JEREMY HOBSON: Seems like just about everyday there’s another story about how the Internet has reshaped this business or that business, how some iPhone app has put some poor mom-and-pop out of their jobs. Well, we wanted to dig into that a little deeper with Porter Bibb. He spent much of his career in old media at the New York Times and Newsweek. And he now runs a consulting firm here in New York called Mediatech Capital Partners.

Porter Bibb, welcome to the show.

PORTER BIBB: It’s great to be here.

HOBSON: The Internet, it’s ruining old media — like newspapers and magazines — it’s apparently making office space less important, head hunters are out of a job. Are there any other things I’ve left off the list?

BIBB: You might include land-line telephones, which have virtually disappeared from the face of the earth. There also is a very negative impact that the Internet has created on, of all things, flea markets. eBay, on which you can sell anything globally, has replaced antique stores and flea markets around the world. The other big loser probably in the Internet is the U.S. Postal Service. Regular mail has dropped precipitously over the last decade in the face of an onslaught of e-mail.

HOBSON: So does this mean that the Internet is bad for the economy?

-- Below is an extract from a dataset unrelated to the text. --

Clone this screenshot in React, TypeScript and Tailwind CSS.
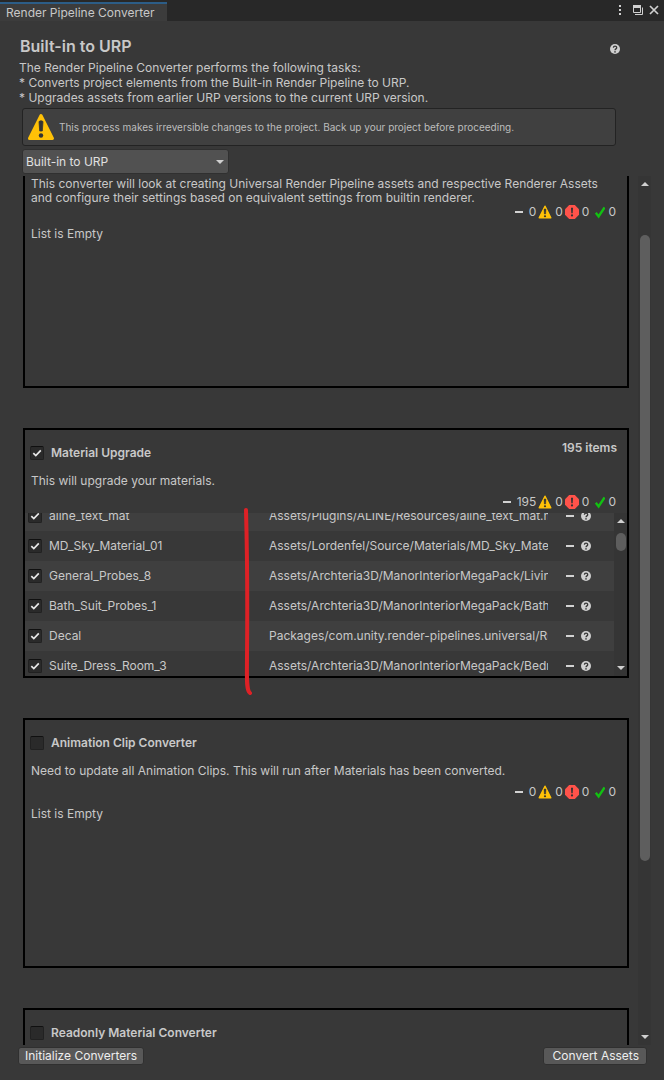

BIBB: Essentially, as a technological innovation, on many levels it is the best thing to ever happen to the global economy. It’s created an information explosion. It’s helped productivity around the world. It’s connected the global economy.

HOBSON: Do you think there are industries that don’t know yet what’s coming to them, that haven’t been affected by the rise of the Internet, but soon will be?

BIBB: Virtually anybody today in business knows that the Internet is going to change the way he does business. And I think that it’s really a question of whether they have figured out how to transition to the Internet and to digital or not. I’d like to add one other thing that is actually a huge beneficiary of the Internet revolution. And that is radio, and particularly public radio and programs like Marketplace. Because the podcast on the Internet allows anybody, anywhere, anytime to hear this program.

HOBSON: And we paid Porter to say that. By the way, our Marketplace podcast is available right here. Porter Bibb, thanks so much for coming in.

BIBB: It’s always a pleasure.

HOBSON: Porter Bibb is managing director of Mediatech Capital Partners in New York.